The court ruled that the university did not follow its own policies, though it awarded the student far less than the $3 million he asked for, essentially just reimbursing his tuition.
Despite the difficulty of proving Title IX claims, accused students and their supporters are doubling down on claims that they were discriminated against because of their gender. Some are even deciding against lawsuits entirely and turning instead to the Department of Education’s Office for Civil Rights.
OCR is investigating more than 100 colleges for mishandling sexual assault claims under Title IX, according to the public list kept by the department. Since 2011, the statute has been OCR’s weapon of choice for combating campus sexual assault. The vast majority of the inquiries are into whether female students’ sexual assault claims are being investigated and adjudicated properly.
At least three current OCR investigations now concern the opposite side of that coin -- the idea that universities are violating the civil rights of accused male students in overzealous attempts to stay off OCR’s list.
Accused students and their families said they have opted for the OCR route because they're not interested in the monetary damages a lawsuit could bring; they only want to prove their innocence. But lawyers said if a student has been falsely accused, they won't easily find justice through the Education Department, either. After all, the rules colleges are meant to follow -- such as using “preponderance of evidence” instead of “beyond reasonable doubt” as a standard of proof -- were handed down from the department.

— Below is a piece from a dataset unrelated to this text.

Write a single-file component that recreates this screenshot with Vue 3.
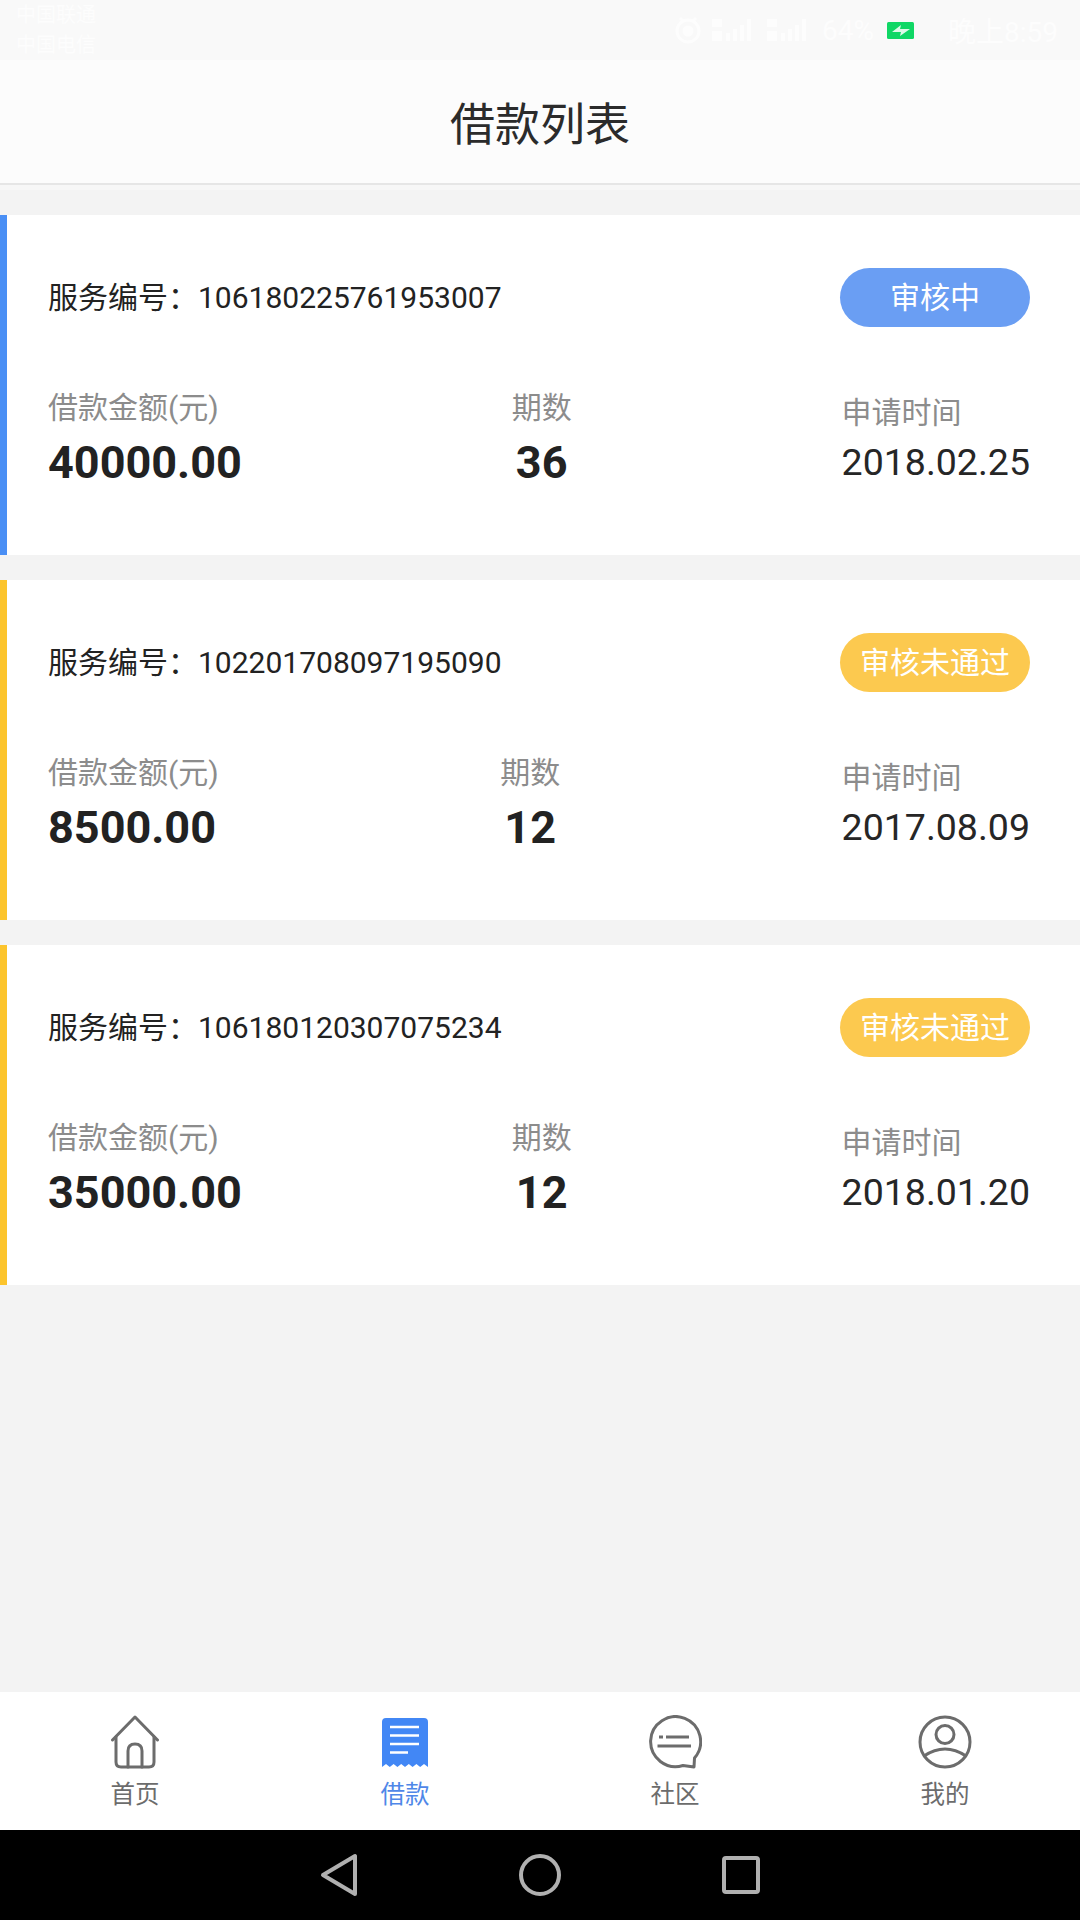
<script setup>
const loans = [
  { no: '106180225761953007', amount: '40000.00', term: '36', date: '2018.02.25', status: '审核中', tone: 'blue' },
  { no: '102201708097195090', amount: '8500.00', term: '12', date: '2017.08.09', status: '审核未通过', tone: 'yellow' },
  { no: '106180120307075234', amount: '35000.00', term: '12', date: '2018.01.20', status: '审核未通过', tone: 'yellow' }
]
</script>

<template>
  <div class="screen">
    <div class="status">
      <div class="carriers"><span>中国联通</span><span>中国电信</span></div>
      <div class="sys">
        <svg width="28" height="28" viewBox="0 0 28 28" fill="none" stroke="#fdfdfd" stroke-width="3"><circle cx="14" cy="15" r="11"/><circle cx="14" cy="15" r="4" fill="#fdfdfd"/><path d="M6 2 L10 6 M22 2 L18 6"/></svg>
        <svg class="sig" width="45" height="26" viewBox="0 0 45 26" fill="#fdfdfd"><rect x="0" y="2" width="10" height="8"/><rect x="0" y="14" width="10" height="10"/><rect x="14" y="16" width="4" height="8"/><rect x="21" y="12" width="4" height="12"/><rect x="28" y="8" width="4" height="16"/><rect x="35" y="2" width="4" height="22"/></svg>
        <svg class="sig" width="45" height="26" viewBox="0 0 45 26" fill="#fdfdfd"><rect x="0" y="2" width="10" height="8"/><rect x="0" y="14" width="10" height="10"/><rect x="14" y="16" width="4" height="8"/><rect x="21" y="12" width="4" height="12"/><rect x="28" y="8" width="4" height="16"/><rect x="35" y="2" width="4" height="22"/></svg>
        <span class="pct">64%</span>
        <svg class="batt" width="27" height="17" viewBox="0 0 27 17"><rect width="27" height="17" rx="1.500" fill="#10d765"/><path d="M5 10 L14 3 L13 7 L23 7 L13 14 L14 10 Z" fill="#dff8e8"/></svg>
        <span class="clock">晚上8:59</span>
      </div>
    </div>
    <header class="head">借款列表</header>
    <main class="list">
      <section v-for="l in loans" :key="l.no" class="card" :class="l.tone">
        <div class="top">
          <div class="no">服务编号：{{ l.no }}</div>
          <div class="badge">{{ l.status }}</div>
        </div>
        <div class="cols">
          <div class="col">
            <div class="label">借款金额(元)</div>
            <div class="big">{{ l.amount }}</div>
          </div>
          <div class="col mid">
            <div class="label">期数</div>
            <div class="big">{{ l.term }}</div>
          </div>
          <div class="col last">
            <div class="label">申请时间</div>
            <div class="date">{{ l.date }}</div>
          </div>
        </div>
      </section>
    </main>
    <nav class="tabs">
      <div class="tab">
        <svg width="54" height="54" viewBox="0 0 54 54" fill="none" stroke="#6c6c6c" stroke-width="3" stroke-linejoin="round" stroke-linecap="round">
          <path d="M4.500 25 L27 2 L49.500 25"/>
          <path d="M8 22 V47 Q8 52 13 52 H41 Q46 52 46 47 V22"/>
          <path d="M20 52 V36 Q20 29 27 29 Q34 29 34 36 V52"/>
        </svg>
        <span>首页</span>
      </div>
      <div class="tab active">
        <svg width="54" height="54" viewBox="0 0 54 54">
          <path d="M4 7 Q4 3 8 3 H46 Q50 3 50 7 V52 L46 49 L42.200 52 L38.400 49 L34.600 52 L30.800 49 L27 52 L23.200 49 L19.400 52 L15.600 49 L11.800 52 L8 49 L4 52 Z" fill="#4287f5"/>
          <path d="M12 12 H41 M12 20.500 H41 M12 29 H41 M12 37.500 H30" stroke="#fff" stroke-width="2.600" fill="none"/>
        </svg>
        <span>借款</span>
      </div>
      <div class="tab comm">
        <svg width="54" height="54" viewBox="0 0 54 54" fill="none" stroke="#6c6c6c" stroke-width="3" stroke-linejoin="round">
          <path d="M35 50.500 A25 25 0 1 1 46.500 43 L46 52 Z"/>
          <path d="M11 22 H15 M18 22 H41 M9.500 31 H43" stroke-width="3"/>
        </svg>
        <span>社区</span>
      </div>
      <div class="tab">
        <svg width="54" height="54" viewBox="0 0 54 54" fill="none" stroke="#6c6c6c" stroke-width="3">
          <circle cx="27" cy="27" r="25"/>
          <circle cx="27" cy="19.500" r="9"/>
          <path d="M6 41 Q27 27 48 41"/>
        </svg>
        <span>我的</span>
      </div>
    </nav>
    <div class="sysnav">
      <svg width="38" height="44" viewBox="0 0 38 44" fill="none" stroke="#b0b0b0" stroke-width="4" stroke-linejoin="round"><path d="M35 3 V41 L3 22 Z"/></svg>
      <svg width="42" height="42" viewBox="0 0 42 42" fill="none" stroke="#b0b0b0" stroke-width="4"><circle cx="21" cy="21" r="19"/></svg>
      <svg width="38" height="38" viewBox="0 0 38 38" fill="none" stroke="#b0b0b0" stroke-width="4" stroke-linejoin="round"><rect x="2" y="2" width="34" height="34" rx="2"/></svg>
    </div>
  </div>
</template>

<style>
body { margin: 0; }
</style>

<style scoped>
.screen {
  width: 1080px;
  height: 1920px;
  display: flex;
  flex-direction: column;
  background: #f3f3f3;
  font-family: Roboto, "Noto Sans CJK SC", sans-serif;
  overflow: hidden;
}
.status {
  height: 60px;
  background: #f9f9f9;
  display: flex;
  justify-content: space-between;
  align-items: center;
  padding: 0 22px 0 16px;
  color: #fdfdfd;
  flex: none;
  box-sizing: border-box;
}
.carriers {
  display: flex;
  flex-direction: column;
  font-size: 20px;
  line-height: 30px;
}
.sys {
  display: flex;
  align-items: center;
  gap: 10px;
  font-size: 28px;
}
.batt { margin-left: 3px; }
.clock { margin-left: 24px; }
.head {
  flex: none;
  height: 115px;
  padding-top: 8px;
  background: #fcfcfc;
  border-bottom: 2px solid #e6e6e6;
  color: #2b2b2b;
  font-size: 45px;
  line-height: 115px;
  text-align: center;
}
.list {
  flex: 1;
  display: flex;
  flex-direction: column;
  gap: 25px;
  padding-top: 25px;
  border-top: 5px solid #f7f7f7;
}
.card {
  height: 340px;
  box-sizing: border-box;
  background: #fff;
  border-left: 7px solid #4a8ff5;
  padding: 53px 50px 0 41px;
}
.card.yellow { border-left-color: #fcc42c; }
.top {
  display: flex;
  justify-content: space-between;
  align-items: center;
  height: 59px;
}
.no {
  font-size: 30px;
  color: #222;
  padding-bottom: 5px;
}
.badge {
  width: 190px;
  height: 59px;
  border-radius: 30px;
  background: #6a9ef3;
  color: #fff;
  font-size: 30px;
  line-height: 59px;
  text-align: center;
}
.yellow .badge { background: #fcc94f; }
.cols {
  display: flex;
  justify-content: space-between;
  margin-top: 61px;
}
.col { display: flex; flex-direction: column; }
.mid { align-items: center; }
.label {
  font-size: 30px;
  line-height: 40px;
  color: #8c8c8c;
}
.big {
  font-size: 45px;
  font-weight: 700;
  line-height: 56px;
  margin-top: 7px;
  color: #222;
}
.last .label { margin-top: 5px; }
.date {
  font-size: 37.500px;
  line-height: 48px;
  margin-top: 5px;
  color: #262626;
}
.tabs {
  flex: none;
  height: 138px;
  background: #fff;
  display: grid;
  grid-template-columns: repeat(4, 270px);
}
.tab {
  display: flex;
  flex-direction: column;
  align-items: center;
  padding-top: 23px;
  color: #6c6c6c;
  font-size: 24.500px;
  line-height: 30px;
  box-sizing: border-box;
}
.tab svg { margin-bottom: 11px; }
.tab.comm svg { margin-right: 1px; }
.tab.active { color: #4f87e8; }
.sysnav {
  flex: none;
  height: 90px;
  background: #000;
  display: flex;
  align-items: center;
  justify-content: center;
  gap: 161px;
}
</style>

“It may be that plaintiffs continue to advance the Title IX theory because if they could establish that universities are routinely liable under Title IX for disciplining students for sexual assault, it would create the impression that Title IX is inherently contradictory, unworkable and its application to sexual assault should be repealed," Erin Buzuvis, director of the Center for Gender and Sexuality Studies at Western New England University, wrote in an analysis of the recently dismissed cases. "If that is the strategy, however, it does not seem to be working so far.”